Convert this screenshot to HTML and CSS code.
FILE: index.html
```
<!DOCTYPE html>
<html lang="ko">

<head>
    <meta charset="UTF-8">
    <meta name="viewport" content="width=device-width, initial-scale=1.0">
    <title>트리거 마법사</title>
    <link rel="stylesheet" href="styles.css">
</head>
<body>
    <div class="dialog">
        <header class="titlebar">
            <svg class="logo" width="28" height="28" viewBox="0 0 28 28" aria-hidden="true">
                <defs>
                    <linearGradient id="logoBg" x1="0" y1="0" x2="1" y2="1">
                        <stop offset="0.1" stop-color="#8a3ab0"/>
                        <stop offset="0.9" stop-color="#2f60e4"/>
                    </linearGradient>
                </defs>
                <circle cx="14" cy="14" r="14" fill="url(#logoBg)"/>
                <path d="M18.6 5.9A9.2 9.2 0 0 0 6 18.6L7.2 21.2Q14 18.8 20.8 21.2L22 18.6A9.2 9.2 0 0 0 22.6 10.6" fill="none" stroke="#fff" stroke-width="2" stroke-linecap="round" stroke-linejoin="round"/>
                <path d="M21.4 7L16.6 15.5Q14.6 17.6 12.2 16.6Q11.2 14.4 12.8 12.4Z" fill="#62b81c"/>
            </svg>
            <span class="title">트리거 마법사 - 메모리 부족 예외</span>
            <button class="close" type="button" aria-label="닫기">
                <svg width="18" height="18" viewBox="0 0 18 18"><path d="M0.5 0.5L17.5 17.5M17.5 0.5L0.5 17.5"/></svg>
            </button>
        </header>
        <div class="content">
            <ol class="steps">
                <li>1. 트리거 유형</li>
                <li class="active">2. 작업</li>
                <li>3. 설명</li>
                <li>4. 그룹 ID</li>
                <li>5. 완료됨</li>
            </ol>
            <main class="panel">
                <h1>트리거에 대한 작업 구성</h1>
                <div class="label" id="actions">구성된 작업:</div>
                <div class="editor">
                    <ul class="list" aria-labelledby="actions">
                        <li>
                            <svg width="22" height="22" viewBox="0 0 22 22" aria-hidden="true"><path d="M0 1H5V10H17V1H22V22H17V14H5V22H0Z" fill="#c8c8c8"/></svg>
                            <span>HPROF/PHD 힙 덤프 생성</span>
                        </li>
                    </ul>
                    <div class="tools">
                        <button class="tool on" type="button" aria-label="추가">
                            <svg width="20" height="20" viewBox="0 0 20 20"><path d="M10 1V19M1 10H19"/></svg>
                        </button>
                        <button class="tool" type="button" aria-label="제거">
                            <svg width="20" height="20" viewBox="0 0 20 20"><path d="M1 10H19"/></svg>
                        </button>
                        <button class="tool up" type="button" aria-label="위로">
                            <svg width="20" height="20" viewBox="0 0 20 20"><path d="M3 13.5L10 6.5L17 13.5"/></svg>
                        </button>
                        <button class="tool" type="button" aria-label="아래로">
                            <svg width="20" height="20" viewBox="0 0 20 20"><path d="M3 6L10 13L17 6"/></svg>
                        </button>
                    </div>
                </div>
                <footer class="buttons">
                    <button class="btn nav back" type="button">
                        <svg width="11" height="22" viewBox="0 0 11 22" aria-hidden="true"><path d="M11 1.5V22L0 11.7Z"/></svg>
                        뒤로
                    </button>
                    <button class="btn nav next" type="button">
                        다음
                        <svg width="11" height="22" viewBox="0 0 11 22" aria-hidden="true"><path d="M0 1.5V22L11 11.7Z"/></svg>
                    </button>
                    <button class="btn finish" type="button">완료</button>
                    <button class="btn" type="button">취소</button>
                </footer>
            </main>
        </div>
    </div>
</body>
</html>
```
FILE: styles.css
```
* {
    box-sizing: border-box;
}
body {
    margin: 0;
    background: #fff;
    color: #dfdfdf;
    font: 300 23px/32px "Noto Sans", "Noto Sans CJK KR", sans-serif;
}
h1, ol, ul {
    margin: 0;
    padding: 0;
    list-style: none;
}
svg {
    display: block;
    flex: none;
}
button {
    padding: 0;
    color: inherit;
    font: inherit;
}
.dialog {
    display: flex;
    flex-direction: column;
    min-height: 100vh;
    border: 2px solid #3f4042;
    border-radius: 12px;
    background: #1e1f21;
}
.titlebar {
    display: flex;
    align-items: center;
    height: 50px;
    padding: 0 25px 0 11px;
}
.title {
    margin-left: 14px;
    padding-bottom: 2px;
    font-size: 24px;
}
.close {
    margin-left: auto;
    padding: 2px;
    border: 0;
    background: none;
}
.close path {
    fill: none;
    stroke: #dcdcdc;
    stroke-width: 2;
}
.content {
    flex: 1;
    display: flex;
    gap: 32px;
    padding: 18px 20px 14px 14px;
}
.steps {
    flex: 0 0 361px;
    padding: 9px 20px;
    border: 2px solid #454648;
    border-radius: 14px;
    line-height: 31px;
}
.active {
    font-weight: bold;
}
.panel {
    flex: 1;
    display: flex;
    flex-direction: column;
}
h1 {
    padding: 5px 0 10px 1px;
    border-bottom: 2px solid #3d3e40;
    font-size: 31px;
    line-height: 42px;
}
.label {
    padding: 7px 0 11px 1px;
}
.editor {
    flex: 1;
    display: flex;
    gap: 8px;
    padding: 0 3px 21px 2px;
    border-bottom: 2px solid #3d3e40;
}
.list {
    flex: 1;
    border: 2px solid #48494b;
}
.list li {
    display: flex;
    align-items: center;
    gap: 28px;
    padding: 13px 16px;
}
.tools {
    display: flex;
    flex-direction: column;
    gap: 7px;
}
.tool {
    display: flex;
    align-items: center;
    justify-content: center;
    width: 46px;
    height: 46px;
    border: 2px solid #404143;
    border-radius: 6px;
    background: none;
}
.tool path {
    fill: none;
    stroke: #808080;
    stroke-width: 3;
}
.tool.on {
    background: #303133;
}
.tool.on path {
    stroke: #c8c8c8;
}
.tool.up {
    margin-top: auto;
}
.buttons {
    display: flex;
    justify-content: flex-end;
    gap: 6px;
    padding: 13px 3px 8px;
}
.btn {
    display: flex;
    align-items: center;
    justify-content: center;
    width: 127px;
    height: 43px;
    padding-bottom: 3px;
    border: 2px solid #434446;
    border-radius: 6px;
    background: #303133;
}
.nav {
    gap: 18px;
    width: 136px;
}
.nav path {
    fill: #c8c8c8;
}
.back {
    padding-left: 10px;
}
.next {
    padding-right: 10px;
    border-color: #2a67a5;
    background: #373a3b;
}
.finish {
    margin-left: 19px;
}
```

══════════

Copy out the whole listing exactly; please set it all down.

Convert this screenshot to HTML and CSS code.
FILE: index.html
```
<!DOCTYPE html>
<html lang="ko">

<head>
    <meta charset="UTF-8">
    <meta name="viewport" content="width=device-width, initial-scale=1.0">
    <title>트리거 마법사</title>
    <link rel="stylesheet" href="styles.css">
</head>
<body>
    <div class="dialog">
        <header class="titlebar">
            <svg class="logo" width="28" height="28" viewBox="0 0 28 28" aria-hidden="true">
                <defs>
                    <linearGradient id="logoBg" x1="0" y1="0" x2="1" y2="1">
                        <stop offset="0.1" stop-color="#8a3ab0"/>
                        <stop offset="0.9" stop-color="#2f60e4"/>
                    </linearGradient>
                </defs>
                <circle cx="14" cy="14" r="14" fill="url(#logoBg)"/>
                <path d="M18.6 5.9A9.2 9.2 0 0 0 6 18.6L7.2 21.2Q14 18.8 20.8 21.2L22 18.6A9.2 9.2 0 0 0 22.6 10.6" fill="none" stroke="#fff" stroke-width="2" stroke-linecap="round" stroke-linejoin="round"/>
                <path d="M21.4 7L16.6 15.5Q14.6 17.6 12.2 16.6Q11.2 14.4 12.8 12.4Z" fill="#62b81c"/>
            </svg>
            <span class="title">트리거 마법사 - 메모리 부족 예외</span>
            <button class="close" type="button" aria-label="닫기">
                <svg width="18" height="18" viewBox="0 0 18 18"><path d="M0.5 0.5L17.5 17.5M17.5 0.5L0.5 17.5"/></svg>
            </button>
        </header>
        <div class="content">
            <ol class="steps">
                <li>1. 트리거 유형</li>
                <li class="active">2. 작업</li>
                <li>3. 설명</li>
                <li>4. 그룹 ID</li>
                <li>5. 완료됨</li>
            </ol>
            <main class="panel">
                <h1>트리거에 대한 작업 구성</h1>
                <div class="label" id="actions">구성된 작업:</div>
                <div class="editor">
                    <ul class="list" aria-labelledby="actions">
                        <li>
                            <svg width="22" height="22" viewBox="0 0 22 22" aria-hidden="true"><path d="M0 1H5V10H17V1H22V22H17V14H5V22H0Z" fill="#c8c8c8"/></svg>
                            <span>HPROF/PHD 힙 덤프 생성</span>
                        </li>
                    </ul>
                    <div class="tools">
                        <button class="tool on" type="button" aria-label="추가">
                            <svg width="20" height="20" viewBox="0 0 20 20"><path d="M10 1V19M1 10H19"/></svg>
                        </button>
                        <button class="tool" type="button" aria-label="제거">
                            <svg width="20" height="20" viewBox="0 0 20 20"><path d="M1 10H19"/></svg>
                        </button>
                        <button class="tool up" type="button" aria-label="위로">
                            <svg width="20" height="20" viewBox="0 0 20 20"><path d="M3 13.5L10 6.5L17 13.5"/></svg>
                        </button>
                        <button class="tool" type="button" aria-label="아래로">
                            <svg width="20" height="20" viewBox="0 0 20 20"><path d="M3 6L10 13L17 6"/></svg>
                        </button>
                    </div>
                </div>
                <footer class="buttons">
                    <button class="btn nav back" type="button">
                        <svg width="11" height="22" viewBox="0 0 11 22" aria-hidden="true"><path d="M11 1.5V22L0 11.7Z"/></svg>
                        뒤로
                    </button>
                    <button class="btn nav next" type="button">
                        다음
                        <svg width="11" height="22" viewBox="0 0 11 22" aria-hidden="true"><path d="M0 1.5V22L11 11.7Z"/></svg>
                    </button>
                    <button class="btn finish" type="button">완료</button>
                    <button class="btn" type="button">취소</button>
                </footer>
            </main>
        </div>
    </div>
</body>
</html>
```
FILE: styles.css
```
* {
    box-sizing: border-box;
}
body {
    margin: 0;
    background: #fff;
    color: #dfdfdf;
    font: 300 23px/32px "Noto Sans", "Noto Sans CJK KR", sans-serif;
}
h1, ol, ul {
    margin: 0;
    padding: 0;
    list-style: none;
}
svg {
    display: block;
    flex: none;
}
button {
    padding: 0;
    color: inherit;
    font: inherit;
}
.dialog {
    display: flex;
    flex-direction: column;
    min-height: 100vh;
    border: 2px solid #3f4042;
    border-radius: 12px;
    background: #1e1f21;
}
.titlebar {
    display: flex;
    align-items: center;
    height: 50px;
    padding: 0 25px 0 11px;
}
.title {
    margin-left: 14px;
    padding-bottom: 2px;
    font-size: 24px;
}
.close {
    margin-left: auto;
    padding: 2px;
    border: 0;
    background: none;
}
.close path {
    fill: none;
    stroke: #dcdcdc;
    stroke-width: 2;
}
.content {
    flex: 1;
    display: flex;
    gap: 32px;
    padding: 18px 20px 14px 14px;
}
.steps {
    flex: 0 0 361px;
    padding: 9px 20px;
    border: 2px solid #454648;
    border-radius: 14px;
    line-height: 31px;
}
.active {
    font-weight: bold;
}
.panel {
    flex: 1;
    display: flex;
    flex-direction: column;
}
h1 {
    padding: 5px 0 10px 1px;
    border-bottom: 2px solid #3d3e40;
    font-size: 31px;
    line-height: 42px;
}
.label {
    padding: 7px 0 11px 1px;
}
.editor {
    flex: 1;
    display: flex;
    gap: 8px;
    padding: 0 3px 21px 2px;
    border-bottom: 2px solid #3d3e40;
}
.list {
    flex: 1;
    border: 2px solid #48494b;
}
.list li {
    display: flex;
    align-items: center;
    gap: 28px;
    padding: 13px 16px;
}
.tools {
    display: flex;
    flex-direction: column;
    gap: 7px;
}
.tool {
    display: flex;
    align-items: center;
    justify-content: center;
    width: 46px;
    height: 46px;
    border: 2px solid #404143;
    border-radius: 6px;
    background: none;
}
.tool path {
    fill: none;
    stroke: #808080;
    stroke-width: 3;
}
.tool.on {
    background: #303133;
}
.tool.on path {
    stroke: #c8c8c8;
}
.tool.up {
    margin-top: auto;
}
.buttons {
    display: flex;
    justify-content: flex-end;
    gap: 6px;
    padding: 13px 3px 8px;
}
.btn {
    display: flex;
    align-items: center;
    justify-content: center;
    width: 127px;
    height: 43px;
    padding-bottom: 3px;
    border: 2px solid #434446;
    border-radius: 6px;
    background: #303133;
}
.nav {
    gap: 18px;
    width: 136px;
}
.nav path {
    fill: #c8c8c8;
}
.back {
    padding-left: 10px;
}
.next {
    padding-right: 10px;
    border-color: #2a67a5;
    background: #373a3b;
}
.finish {
    margin-left: 19px;
}
```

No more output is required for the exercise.